# Requirement:
Collect all lines below with the string "styles".

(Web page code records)
□ □ □ □ □

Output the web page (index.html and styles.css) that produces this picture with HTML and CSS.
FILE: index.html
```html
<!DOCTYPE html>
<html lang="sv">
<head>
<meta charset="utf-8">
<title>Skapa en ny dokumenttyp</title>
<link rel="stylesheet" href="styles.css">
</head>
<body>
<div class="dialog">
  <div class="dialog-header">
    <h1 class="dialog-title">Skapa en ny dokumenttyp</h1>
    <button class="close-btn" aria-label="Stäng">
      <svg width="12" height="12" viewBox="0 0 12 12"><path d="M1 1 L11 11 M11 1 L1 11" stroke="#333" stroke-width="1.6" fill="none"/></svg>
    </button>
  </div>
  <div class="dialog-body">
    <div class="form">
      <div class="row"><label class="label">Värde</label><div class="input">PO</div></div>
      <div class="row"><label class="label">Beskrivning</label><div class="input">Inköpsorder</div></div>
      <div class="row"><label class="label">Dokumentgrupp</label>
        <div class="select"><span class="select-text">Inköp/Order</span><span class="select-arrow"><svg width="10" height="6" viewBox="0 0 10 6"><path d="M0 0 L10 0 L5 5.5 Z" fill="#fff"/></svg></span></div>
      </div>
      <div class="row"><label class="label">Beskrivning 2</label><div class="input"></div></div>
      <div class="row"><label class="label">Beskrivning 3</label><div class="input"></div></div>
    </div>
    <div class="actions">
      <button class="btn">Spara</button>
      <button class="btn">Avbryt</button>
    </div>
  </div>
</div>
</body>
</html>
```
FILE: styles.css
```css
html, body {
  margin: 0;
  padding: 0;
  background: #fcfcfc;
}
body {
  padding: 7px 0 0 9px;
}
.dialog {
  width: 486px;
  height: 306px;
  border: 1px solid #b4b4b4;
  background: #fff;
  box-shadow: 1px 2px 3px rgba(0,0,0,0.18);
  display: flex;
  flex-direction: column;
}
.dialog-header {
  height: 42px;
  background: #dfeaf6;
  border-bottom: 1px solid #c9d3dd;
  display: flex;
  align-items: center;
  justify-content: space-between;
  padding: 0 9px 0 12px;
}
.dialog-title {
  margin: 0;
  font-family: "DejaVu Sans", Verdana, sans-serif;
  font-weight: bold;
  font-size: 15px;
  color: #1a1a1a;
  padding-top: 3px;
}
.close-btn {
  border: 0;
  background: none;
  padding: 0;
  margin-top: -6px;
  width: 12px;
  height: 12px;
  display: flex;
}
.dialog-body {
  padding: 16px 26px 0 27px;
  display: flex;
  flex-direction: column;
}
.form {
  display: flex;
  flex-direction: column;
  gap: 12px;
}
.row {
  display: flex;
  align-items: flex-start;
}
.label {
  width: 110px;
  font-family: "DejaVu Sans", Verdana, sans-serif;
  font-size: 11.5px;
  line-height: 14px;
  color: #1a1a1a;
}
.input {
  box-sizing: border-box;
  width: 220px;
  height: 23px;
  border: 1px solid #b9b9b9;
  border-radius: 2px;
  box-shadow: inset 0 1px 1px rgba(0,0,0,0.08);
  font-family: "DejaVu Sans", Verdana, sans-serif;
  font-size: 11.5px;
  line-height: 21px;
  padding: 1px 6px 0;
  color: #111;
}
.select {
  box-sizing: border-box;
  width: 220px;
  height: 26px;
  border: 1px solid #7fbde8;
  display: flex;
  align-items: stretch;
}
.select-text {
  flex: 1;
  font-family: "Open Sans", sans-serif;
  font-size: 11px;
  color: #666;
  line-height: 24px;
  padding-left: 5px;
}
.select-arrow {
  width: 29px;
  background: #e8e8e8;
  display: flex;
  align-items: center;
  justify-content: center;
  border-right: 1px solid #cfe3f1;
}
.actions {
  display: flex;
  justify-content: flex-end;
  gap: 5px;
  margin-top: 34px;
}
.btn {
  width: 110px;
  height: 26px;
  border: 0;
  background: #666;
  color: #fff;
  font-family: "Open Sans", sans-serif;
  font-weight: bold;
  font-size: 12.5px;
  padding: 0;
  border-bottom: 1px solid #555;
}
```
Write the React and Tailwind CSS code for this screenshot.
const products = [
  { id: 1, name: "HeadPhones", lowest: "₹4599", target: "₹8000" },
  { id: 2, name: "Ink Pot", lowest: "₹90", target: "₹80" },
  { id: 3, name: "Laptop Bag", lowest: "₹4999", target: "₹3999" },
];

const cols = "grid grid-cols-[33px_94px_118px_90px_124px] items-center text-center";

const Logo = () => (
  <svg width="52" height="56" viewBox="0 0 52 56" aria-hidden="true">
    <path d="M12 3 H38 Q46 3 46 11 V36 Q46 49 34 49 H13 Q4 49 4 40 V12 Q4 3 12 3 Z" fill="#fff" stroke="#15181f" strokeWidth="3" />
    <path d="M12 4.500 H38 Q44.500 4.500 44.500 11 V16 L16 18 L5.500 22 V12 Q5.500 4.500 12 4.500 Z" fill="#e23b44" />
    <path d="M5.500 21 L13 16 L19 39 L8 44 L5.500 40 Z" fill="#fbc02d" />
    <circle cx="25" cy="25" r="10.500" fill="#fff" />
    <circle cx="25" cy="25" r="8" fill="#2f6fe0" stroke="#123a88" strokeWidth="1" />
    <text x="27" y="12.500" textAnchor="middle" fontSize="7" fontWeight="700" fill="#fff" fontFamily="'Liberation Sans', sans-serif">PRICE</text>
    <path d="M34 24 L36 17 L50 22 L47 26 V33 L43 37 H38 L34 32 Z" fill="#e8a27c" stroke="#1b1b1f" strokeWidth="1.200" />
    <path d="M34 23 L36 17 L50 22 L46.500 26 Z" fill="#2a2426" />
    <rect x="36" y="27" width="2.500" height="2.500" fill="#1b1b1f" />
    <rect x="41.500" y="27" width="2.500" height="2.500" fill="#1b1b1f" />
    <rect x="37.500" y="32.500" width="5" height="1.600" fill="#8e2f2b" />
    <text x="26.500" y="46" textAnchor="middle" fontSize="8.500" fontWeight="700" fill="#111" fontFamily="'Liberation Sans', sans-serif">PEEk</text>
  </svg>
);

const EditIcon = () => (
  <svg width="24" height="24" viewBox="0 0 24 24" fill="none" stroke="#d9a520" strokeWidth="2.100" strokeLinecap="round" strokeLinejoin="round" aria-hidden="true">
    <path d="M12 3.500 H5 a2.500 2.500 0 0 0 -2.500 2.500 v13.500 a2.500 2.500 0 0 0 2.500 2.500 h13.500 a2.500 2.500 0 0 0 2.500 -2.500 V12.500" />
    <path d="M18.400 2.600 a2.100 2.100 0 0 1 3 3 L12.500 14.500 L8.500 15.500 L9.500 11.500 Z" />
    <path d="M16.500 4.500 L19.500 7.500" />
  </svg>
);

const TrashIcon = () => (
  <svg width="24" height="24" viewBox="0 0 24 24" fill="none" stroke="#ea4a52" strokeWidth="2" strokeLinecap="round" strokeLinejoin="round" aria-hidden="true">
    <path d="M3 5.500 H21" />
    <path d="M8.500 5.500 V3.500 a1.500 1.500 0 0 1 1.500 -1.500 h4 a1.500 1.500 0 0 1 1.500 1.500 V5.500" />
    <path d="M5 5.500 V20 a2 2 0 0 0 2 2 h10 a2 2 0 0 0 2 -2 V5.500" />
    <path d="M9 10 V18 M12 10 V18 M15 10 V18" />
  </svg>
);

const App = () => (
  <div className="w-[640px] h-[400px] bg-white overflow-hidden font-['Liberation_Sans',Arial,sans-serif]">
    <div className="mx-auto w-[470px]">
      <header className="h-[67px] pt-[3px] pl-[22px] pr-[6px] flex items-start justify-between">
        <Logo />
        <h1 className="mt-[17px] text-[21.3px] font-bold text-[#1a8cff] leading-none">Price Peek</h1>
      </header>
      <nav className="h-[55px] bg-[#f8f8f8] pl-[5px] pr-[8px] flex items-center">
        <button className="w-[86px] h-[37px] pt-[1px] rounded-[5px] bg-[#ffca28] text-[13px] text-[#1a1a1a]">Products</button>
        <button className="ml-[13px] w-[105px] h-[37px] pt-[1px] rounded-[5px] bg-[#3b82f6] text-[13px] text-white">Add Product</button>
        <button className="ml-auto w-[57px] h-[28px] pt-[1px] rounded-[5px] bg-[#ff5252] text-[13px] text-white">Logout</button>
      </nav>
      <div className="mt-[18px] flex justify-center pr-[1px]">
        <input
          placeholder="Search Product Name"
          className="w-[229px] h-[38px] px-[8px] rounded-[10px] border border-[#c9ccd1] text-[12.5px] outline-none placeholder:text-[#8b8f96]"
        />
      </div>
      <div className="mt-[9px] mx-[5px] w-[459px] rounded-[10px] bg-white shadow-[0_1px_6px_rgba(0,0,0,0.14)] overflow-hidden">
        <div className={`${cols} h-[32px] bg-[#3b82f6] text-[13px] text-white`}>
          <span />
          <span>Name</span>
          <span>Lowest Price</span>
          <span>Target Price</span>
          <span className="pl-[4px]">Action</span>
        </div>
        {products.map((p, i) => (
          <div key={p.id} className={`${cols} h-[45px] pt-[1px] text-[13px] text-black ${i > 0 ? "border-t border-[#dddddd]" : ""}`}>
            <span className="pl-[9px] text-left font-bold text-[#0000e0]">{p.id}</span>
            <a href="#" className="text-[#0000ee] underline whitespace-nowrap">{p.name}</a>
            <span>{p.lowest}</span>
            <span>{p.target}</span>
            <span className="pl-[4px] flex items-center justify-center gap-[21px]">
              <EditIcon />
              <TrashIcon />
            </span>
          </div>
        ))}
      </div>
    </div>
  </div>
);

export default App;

□ □ □ □ □

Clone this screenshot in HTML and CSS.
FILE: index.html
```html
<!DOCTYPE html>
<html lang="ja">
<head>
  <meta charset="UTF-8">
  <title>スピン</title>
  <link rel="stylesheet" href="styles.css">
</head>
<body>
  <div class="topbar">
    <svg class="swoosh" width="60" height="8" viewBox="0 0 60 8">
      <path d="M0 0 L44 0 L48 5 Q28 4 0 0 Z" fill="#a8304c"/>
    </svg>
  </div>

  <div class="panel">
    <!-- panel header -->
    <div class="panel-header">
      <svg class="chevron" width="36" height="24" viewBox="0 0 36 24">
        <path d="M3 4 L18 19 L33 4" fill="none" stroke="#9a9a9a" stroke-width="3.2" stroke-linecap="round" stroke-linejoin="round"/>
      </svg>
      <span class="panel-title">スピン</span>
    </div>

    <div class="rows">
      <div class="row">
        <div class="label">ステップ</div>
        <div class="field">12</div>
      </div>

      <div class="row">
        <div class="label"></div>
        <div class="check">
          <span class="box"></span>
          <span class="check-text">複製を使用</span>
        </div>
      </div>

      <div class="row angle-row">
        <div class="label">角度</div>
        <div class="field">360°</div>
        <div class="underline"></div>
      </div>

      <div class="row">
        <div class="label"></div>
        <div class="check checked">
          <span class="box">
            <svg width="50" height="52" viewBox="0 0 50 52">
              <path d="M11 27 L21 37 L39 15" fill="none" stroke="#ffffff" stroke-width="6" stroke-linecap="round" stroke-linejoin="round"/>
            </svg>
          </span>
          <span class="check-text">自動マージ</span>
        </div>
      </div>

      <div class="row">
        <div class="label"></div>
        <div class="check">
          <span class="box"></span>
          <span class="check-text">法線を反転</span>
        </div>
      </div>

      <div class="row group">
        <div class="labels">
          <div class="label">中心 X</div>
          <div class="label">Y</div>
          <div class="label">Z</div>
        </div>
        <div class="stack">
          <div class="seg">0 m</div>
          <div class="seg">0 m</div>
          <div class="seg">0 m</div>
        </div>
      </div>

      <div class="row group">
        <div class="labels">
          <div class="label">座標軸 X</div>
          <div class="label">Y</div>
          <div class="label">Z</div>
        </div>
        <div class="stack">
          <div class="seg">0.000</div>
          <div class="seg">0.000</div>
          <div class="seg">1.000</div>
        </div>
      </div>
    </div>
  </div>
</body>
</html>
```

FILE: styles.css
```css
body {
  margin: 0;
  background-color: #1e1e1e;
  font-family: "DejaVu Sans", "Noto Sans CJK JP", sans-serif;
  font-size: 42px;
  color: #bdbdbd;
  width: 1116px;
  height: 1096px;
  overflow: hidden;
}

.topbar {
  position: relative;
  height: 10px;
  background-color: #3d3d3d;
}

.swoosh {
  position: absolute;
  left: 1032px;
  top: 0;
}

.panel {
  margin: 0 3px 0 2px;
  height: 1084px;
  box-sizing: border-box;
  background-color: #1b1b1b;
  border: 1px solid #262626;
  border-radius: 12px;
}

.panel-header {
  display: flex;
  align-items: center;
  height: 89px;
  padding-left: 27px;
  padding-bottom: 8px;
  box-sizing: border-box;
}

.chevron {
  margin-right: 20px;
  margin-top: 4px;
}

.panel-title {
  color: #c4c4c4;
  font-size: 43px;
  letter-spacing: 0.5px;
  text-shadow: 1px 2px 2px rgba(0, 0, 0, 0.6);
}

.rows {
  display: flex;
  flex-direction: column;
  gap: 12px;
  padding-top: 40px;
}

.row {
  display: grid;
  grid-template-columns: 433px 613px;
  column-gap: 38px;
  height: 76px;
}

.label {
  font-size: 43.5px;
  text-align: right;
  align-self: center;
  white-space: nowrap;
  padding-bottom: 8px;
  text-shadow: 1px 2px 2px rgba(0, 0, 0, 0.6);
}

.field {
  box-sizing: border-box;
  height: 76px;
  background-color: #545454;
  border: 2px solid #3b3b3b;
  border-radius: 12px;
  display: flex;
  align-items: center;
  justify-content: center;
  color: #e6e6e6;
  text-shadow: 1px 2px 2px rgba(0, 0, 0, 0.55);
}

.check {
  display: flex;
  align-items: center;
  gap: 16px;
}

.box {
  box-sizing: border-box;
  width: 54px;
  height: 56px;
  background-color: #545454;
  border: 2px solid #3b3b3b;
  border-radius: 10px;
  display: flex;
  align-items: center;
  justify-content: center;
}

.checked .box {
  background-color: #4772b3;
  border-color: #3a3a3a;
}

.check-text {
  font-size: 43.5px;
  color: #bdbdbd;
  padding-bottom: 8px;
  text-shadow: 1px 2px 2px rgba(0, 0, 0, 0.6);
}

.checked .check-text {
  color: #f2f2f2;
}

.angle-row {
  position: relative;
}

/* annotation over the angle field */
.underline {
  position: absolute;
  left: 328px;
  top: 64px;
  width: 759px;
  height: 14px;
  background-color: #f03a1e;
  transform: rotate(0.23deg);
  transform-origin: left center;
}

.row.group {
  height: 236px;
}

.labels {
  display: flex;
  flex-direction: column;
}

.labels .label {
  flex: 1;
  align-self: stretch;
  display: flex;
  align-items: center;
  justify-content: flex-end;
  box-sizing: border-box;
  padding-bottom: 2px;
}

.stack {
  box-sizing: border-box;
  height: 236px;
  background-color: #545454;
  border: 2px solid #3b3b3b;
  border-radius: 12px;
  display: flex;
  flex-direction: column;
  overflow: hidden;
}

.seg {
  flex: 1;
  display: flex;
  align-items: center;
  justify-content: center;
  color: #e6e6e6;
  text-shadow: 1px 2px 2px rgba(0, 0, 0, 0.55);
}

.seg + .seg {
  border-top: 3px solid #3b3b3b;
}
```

□ □ □ □ □

# Completed task:
Output the web page (index.html and styles.css) that produces this picture with HTML and CSS.
<link rel="stylesheet" href="styles.css">
FILE: styles.css
  <link rel="stylesheet" href="styles.css">
FILE: styles.css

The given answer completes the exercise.